The Mind of War by Grant Hammond
Author:Grant Hammond [Hammond, Grant T.]
Language: eng
Format: epub
ISBN: 978-1-58834-364-2
Publisher: Smithsonian
Published: 2019-12-31T16:00:00+00:00
Congress, the Media, and Reform
Several different groups and many different issues came to be involved in the military reform movement.17 Congressional members of the Military Reform Caucus, formed in early 1981, initially consisted of a couple of dozen bipartisan members of the House and Senate and was chaired by Senator Gary Hart (Democrat from Colorado) and by Representative William G. Whitehurst (Republican, Virginia). Members hailed from across the nation and represented the entire political spectrum and the array of concerns about American national security. By 1983 the caucus had a letterhead and 57 members listed. By 1985 more than 100 members had signed on. Eventually, more than 130 members of Congress claimed membership in the rather loose and amorphous organization. Still, a group with over a quarter of the Congress is hardly a lightweight in the political arena.

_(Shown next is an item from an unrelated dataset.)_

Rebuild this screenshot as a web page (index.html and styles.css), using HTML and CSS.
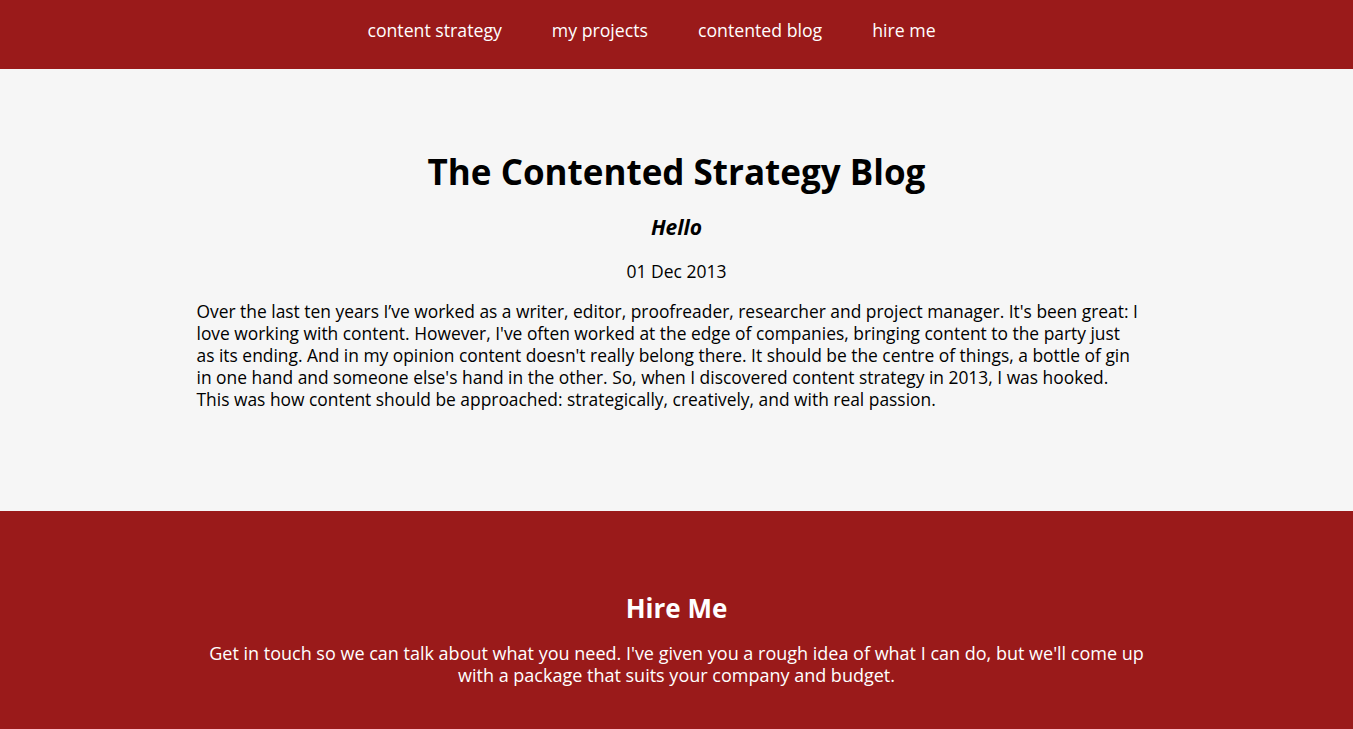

Its original executive committee included Representatives Norman D. Dicks (D, Washington) and Newt Gingrich (R, Georgia, later Speaker of the House), and Senators Sam Nunn (D, Georgia, chair of the Senate Armed Services Committee), Gary Hart (D, Colorado, former presidential candidate), and William S. Cohen (R, Maine, who became President Clinton’s token Republican in the Cabinet as Secretary of Defense). Representative Richard Cheney (R, Wyoming, Secretary of Defense under George Bush) was also a member. Those who were particularly active included a retired Air Force officer turned Republican congressman from Oregon, Denny Smith; Senator Charles Grassley (R, Iowa); and Senator Nancy Kassebaum (R, Kansas). They could hardly be described as liberal, antimilitary pacifists. Congress’s entry into the fray was heralded by a series of articles, written by the politically odd combination of Gary Hart and Newt Gingrich, that criticized defense policy and publicly stated the case for reform.18
Equally important was a coterie of sympathetic journalists that Boyd and company had cultivated over the years. They knew they could get information from Boyd and that he would give them advance warning on how situations were likely to play out. Boyd knew he could count on them for publicity when he needed it and could thus go outside the system (military and political) to get things public. Jim Fallows received much of his information for his seminal article, entitled “The Muscle-Bound Super Power” in Atlantic Monthly (October 1979), from Boyd and company. It launched the public portion of the military reform movement. A major step in the critical debate (and in Fallows’s career) was the publication a year later of his best-selling book National Defense, which expanded on the same themes raised in the article and publicized Boyd and the Fighter Mafia’s views to the outside world.19
Meanwhile, both the use of the term and its implications grew. “ ‘Military Reform,’ however, is more than a press fancy,” wrote Theodore J. Crackel in 1983. “West Point has hosted a three-day conference on the subject; and in Washington, members of Congress have formed a joint House/Senate caucus dedicated to it. Meanwhile, there have been a host of books dealing both generally and specifically with the subject. ‘Military Reform’ may prove one of the most powerful sets of ideas of our time.